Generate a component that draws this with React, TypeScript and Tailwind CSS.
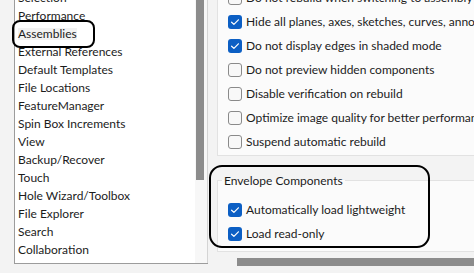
import React from "react";

const listItems = [
  "Selection",
  "Performance",
  "Assemblies",
  "External References",
  "Default Templates",
  "File Locations",
  "FeatureManager",
  "Spin Box Increments",
  "View",
  "Backup/Recover",
  "Touch",
  "Hole Wizard/Toolbox",
  "File Explorer",
  "Search",
  "Collaboration",
  "Messages/Errors/Warnings",
];

const topOptions: { label: string; checked: boolean }[] = [
  { label: "Do not rebuild when switching to assembly window", checked: false },
  { label: "Hide all planes, axes, sketches, curves, annotations, etc.", checked: true },
  { label: "Do not display edges in shaded mode", checked: true },
  { label: "Do not preview hidden components", checked: false },
  { label: "Disable verification on rebuild", checked: false },
  { label: "Optimize image quality for better performance", checked: false },
  { label: "Suspend automatic rebuild", checked: false },
];

function Box({ checked }: { checked: boolean }) {
  if (checked) {
    return (
      <svg width="14" height="14" viewBox="0 0 14 14" className="shrink-0">
        <rect x="0" y="0" width="14" height="14" rx="3" fill="#0c5fc4" />
        <path d="M3.6 7.2 L5.9 9.4 L10.4 4.8" fill="none" stroke="#ffffff" strokeWidth="1.2" strokeLinecap="round" strokeLinejoin="round" />
      </svg>
    );
  }
  return (
    <svg width="14" height="14" viewBox="0 0 14 14" className="shrink-0">
      <rect x="0.5" y="0.5" width="13" height="13" rx="2.5" fill="#f8f8f8" stroke="#8a8a8a" strokeWidth="1" />
    </svg>
  );
}

function Row({ label, checked }: { label: string; checked: boolean }) {
  return (
    <div className="h-[24px] flex items-center gap-[4px] whitespace-nowrap">
      <Box checked={checked} />
      <span>{label}</span>
    </div>
  );
}

export default function App() {
  return (
    <div
      className="w-[474px] h-[273px] overflow-hidden relative bg-[#f3f3f3] flex text-[12px] text-[#1c1c1c] leading-none"
      style={{ fontFamily: 'Lato, "Noto Sans", sans-serif' }}
    >
      <div className="w-[14px] shrink-0" />
      {/* list panel */}
      <div className="w-[194px] h-[264px] shrink-0 flex border-l border-b border-[#9c9c9c] bg-white overflow-hidden">
        <div className="flex-1 -mt-[11px] flex flex-col">
          {listItems.map((t) => (
            <div key={t} className="h-[18px] shrink-0 flex items-center pl-[3px] whitespace-nowrap">
              <span className={t === "Assemblies" ? "bg-[#f2f2f2]" : ""}>{t}</span>
            </div>
          ))}
        </div>
        <div className="w-[13px] shrink-0 flex border-r border-[#d4d4d4] bg-[#f7f7f7]">
          <div className="w-[8px] h-[180px] ml-[1px] bg-[#8c8c8c]" />
        </div>
      </div>
      {/* right panel */}
      <div className="flex-1 flex flex-col pl-[9px] min-w-0">
        <div className="-mt-[14px] h-[170px] shrink-0 flex flex-col border-l border-b border-[#e2e2e2] bg-[#fbfbfb] pl-[10px]">
          {topOptions.map((o) => (
            <Row key={o.label} label={o.label} checked={o.checked} />
          ))}
        </div>
        <fieldset className="mt-[16px] border border-r-0 border-[#e2e2e2] bg-[#fbfbfb] pl-[10px] pb-[5px] min-w-0">
          <legend className="ml-[-6px] px-[2px] h-[17px] flex items-center whitespace-nowrap">Envelope Components</legend>
          <div className="pt-[9px]">
            <Row label="Automatically load lightweight" checked={true} />
            <Row label="Load read-only" checked={true} />
          </div>
        </fieldset>
        <div className="mt-[6px] h-[8px] ml-[20px] bg-[#8c8c8c] shrink-0" />
      </div>
      {/* annotations */}
      <div className="absolute left-[12px] top-[20px] w-[83px] h-[28px] border-2 border-black rounded-[8px]" />
      <div className="absolute left-[209px] top-[165px] w-[221px] h-[83px] border-2 border-black rounded-[13px]" />
    </div>
  );
}
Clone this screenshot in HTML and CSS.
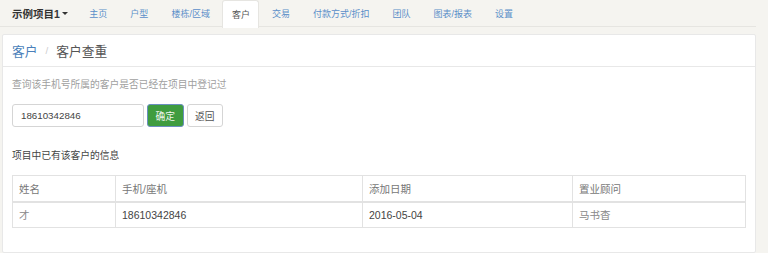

━━━━━━━━━━━━━━━━━━━━

The lines from the start of the entries above through the one containing "import React from" are to be retyped exactly, and no others. Pictures are left out.

#### [Full answer]
Generate a component that draws this with React, TypeScript and Tailwind CSS.
import React from "react";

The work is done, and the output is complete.